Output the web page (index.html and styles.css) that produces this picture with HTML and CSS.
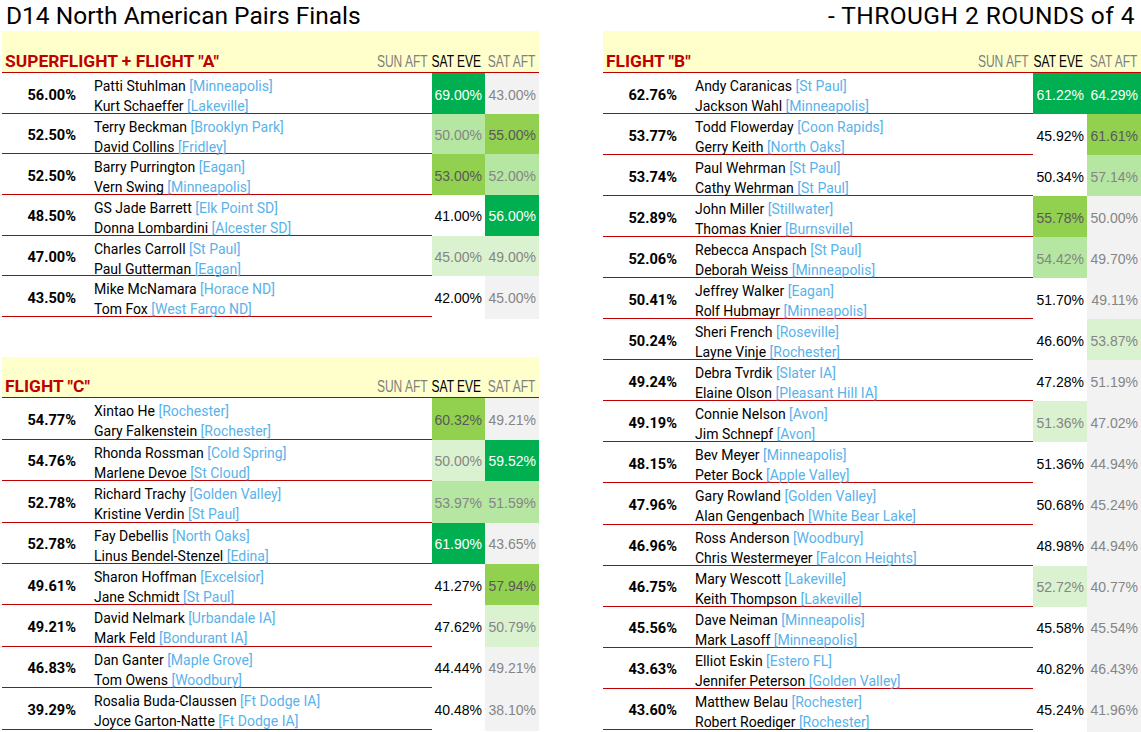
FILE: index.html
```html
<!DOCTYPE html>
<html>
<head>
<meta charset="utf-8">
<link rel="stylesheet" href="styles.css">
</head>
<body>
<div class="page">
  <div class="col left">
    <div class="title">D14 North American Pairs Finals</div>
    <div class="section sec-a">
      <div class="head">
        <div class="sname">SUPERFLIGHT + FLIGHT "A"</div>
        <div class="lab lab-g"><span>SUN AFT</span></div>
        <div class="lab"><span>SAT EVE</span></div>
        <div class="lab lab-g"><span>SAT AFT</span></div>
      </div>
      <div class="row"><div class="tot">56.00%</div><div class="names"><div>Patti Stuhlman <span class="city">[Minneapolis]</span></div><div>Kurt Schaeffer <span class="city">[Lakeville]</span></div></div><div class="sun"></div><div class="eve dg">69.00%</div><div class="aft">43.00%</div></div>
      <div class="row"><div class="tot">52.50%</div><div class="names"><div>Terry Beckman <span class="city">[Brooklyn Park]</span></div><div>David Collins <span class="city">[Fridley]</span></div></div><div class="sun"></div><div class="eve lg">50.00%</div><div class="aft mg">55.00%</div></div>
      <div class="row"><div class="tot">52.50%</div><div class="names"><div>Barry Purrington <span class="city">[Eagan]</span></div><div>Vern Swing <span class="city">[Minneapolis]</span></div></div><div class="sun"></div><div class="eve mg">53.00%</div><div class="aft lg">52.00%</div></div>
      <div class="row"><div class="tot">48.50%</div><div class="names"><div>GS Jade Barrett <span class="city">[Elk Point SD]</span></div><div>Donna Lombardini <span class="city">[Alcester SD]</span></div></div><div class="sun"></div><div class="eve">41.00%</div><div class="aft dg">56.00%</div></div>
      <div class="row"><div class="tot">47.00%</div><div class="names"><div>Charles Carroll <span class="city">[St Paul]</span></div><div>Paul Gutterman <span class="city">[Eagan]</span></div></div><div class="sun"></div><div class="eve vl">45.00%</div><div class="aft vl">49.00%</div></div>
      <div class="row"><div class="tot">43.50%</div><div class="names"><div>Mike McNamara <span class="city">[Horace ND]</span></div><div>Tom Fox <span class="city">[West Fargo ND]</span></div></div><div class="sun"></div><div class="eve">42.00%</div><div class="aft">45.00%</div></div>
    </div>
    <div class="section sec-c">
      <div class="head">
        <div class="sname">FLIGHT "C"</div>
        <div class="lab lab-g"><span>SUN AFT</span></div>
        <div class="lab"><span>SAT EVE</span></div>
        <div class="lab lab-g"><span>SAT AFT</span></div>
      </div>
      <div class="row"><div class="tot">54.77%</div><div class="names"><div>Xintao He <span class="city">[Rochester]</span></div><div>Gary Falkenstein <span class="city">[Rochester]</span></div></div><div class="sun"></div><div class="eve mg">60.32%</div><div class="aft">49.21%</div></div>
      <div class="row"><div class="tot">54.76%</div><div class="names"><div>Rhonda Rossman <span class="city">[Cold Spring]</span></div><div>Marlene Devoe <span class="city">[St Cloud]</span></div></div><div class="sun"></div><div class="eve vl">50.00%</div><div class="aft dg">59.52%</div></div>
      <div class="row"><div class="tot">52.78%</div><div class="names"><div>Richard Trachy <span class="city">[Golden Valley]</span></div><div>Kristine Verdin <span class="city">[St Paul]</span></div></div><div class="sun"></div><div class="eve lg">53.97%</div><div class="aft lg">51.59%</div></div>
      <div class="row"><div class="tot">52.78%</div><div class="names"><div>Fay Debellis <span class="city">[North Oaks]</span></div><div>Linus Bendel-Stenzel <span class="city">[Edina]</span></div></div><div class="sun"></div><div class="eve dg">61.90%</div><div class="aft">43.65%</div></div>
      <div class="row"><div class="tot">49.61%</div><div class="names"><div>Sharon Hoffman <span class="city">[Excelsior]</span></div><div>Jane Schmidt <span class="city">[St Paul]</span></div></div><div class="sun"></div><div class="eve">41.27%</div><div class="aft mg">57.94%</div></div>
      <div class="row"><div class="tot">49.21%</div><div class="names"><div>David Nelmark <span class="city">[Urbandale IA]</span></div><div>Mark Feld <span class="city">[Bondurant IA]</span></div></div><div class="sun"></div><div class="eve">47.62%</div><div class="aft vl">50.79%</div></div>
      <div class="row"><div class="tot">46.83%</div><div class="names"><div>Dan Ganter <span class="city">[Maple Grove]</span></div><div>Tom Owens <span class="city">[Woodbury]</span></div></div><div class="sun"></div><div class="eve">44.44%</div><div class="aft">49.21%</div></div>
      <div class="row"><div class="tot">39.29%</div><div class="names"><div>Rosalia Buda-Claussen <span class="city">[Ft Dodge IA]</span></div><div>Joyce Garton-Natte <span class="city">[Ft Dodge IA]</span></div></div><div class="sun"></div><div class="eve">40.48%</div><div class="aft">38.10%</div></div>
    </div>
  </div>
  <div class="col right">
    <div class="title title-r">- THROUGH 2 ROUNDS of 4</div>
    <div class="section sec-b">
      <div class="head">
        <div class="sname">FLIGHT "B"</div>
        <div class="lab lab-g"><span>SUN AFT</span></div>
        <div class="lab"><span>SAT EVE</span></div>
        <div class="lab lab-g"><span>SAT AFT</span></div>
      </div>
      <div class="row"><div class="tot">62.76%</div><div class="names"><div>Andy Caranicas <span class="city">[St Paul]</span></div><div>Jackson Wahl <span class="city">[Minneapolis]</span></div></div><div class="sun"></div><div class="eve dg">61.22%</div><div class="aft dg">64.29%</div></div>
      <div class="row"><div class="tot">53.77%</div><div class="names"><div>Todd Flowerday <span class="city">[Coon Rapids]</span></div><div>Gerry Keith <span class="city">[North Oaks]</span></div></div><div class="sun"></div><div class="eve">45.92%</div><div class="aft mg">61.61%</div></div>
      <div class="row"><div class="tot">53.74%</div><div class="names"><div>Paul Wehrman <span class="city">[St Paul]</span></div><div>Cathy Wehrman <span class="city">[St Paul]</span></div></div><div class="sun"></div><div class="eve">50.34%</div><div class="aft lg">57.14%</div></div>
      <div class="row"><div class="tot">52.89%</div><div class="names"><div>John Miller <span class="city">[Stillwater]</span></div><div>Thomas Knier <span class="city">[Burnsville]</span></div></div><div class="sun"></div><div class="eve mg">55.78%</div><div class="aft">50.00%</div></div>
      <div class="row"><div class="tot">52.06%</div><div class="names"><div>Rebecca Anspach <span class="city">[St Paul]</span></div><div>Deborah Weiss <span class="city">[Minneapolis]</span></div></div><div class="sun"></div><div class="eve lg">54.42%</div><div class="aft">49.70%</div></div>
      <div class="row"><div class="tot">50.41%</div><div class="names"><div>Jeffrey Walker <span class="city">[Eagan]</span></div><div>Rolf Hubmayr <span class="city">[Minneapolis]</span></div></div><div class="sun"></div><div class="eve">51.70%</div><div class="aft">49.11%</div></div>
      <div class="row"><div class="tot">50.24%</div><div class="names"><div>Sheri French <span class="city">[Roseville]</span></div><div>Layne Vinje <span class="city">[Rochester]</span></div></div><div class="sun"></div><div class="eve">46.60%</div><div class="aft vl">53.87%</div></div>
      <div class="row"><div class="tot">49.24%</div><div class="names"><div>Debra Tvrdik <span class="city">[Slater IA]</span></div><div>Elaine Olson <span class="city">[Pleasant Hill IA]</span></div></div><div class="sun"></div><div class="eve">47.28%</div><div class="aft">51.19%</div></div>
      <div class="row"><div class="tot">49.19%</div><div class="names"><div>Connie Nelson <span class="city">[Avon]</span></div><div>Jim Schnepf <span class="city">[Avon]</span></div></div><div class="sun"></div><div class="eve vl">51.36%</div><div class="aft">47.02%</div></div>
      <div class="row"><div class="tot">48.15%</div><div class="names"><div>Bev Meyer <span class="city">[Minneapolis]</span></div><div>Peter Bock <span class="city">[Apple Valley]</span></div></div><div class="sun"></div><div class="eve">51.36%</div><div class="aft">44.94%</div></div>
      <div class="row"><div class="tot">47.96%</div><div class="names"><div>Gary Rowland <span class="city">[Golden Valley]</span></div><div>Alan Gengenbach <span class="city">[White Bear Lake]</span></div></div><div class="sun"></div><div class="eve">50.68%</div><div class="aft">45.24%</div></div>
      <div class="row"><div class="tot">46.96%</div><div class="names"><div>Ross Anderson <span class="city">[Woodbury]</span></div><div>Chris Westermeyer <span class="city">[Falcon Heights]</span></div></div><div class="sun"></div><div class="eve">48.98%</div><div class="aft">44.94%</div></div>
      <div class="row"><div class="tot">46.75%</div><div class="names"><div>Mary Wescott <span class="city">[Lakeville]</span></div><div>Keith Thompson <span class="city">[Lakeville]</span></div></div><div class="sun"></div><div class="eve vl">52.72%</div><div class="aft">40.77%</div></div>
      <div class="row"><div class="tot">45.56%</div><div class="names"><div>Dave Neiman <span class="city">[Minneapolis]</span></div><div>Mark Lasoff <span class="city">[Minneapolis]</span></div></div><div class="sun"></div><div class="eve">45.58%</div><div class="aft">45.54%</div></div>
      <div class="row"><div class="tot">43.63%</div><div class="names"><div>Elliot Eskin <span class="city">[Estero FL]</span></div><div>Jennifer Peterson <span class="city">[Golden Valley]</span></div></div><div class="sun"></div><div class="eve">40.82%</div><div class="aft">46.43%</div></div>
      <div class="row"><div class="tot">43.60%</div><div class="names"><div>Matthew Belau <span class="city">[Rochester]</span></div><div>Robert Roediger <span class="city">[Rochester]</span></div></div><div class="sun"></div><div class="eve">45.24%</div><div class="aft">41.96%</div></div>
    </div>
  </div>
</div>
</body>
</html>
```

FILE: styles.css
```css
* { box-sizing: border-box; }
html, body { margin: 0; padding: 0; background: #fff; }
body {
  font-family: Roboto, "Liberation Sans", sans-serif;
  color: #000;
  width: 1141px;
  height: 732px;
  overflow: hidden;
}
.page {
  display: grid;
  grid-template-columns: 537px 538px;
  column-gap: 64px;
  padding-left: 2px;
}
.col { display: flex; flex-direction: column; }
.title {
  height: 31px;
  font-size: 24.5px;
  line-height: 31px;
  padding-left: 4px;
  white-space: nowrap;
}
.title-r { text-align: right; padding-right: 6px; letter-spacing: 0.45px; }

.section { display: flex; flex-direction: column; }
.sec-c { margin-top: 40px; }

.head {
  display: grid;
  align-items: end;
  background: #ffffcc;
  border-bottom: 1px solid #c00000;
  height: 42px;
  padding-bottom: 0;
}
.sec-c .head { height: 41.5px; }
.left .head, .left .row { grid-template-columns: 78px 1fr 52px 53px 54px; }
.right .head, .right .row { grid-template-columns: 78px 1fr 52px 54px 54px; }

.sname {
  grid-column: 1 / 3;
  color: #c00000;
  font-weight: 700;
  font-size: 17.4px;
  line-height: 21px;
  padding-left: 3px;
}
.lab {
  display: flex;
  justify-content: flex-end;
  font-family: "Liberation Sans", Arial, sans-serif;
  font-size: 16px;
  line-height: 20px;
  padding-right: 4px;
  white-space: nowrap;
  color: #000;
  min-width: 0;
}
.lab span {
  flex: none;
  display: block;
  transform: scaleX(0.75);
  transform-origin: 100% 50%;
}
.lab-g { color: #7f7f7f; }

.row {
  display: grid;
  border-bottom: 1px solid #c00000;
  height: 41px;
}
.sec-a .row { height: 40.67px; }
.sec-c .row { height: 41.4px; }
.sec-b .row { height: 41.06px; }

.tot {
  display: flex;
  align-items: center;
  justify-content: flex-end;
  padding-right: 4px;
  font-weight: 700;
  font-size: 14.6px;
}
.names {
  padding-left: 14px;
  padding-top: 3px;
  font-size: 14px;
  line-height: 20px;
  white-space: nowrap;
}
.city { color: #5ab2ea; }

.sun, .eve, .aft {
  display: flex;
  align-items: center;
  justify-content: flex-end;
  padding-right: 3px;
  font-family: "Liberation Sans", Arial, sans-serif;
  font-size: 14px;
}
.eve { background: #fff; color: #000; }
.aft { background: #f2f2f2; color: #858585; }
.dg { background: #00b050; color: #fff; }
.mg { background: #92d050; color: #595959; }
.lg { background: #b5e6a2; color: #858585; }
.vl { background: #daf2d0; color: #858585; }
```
*****
§ **BRIEF**
State how many lines of the listing above include the word "index". Give nothing but the number.

§ **RESULT BELOW**
2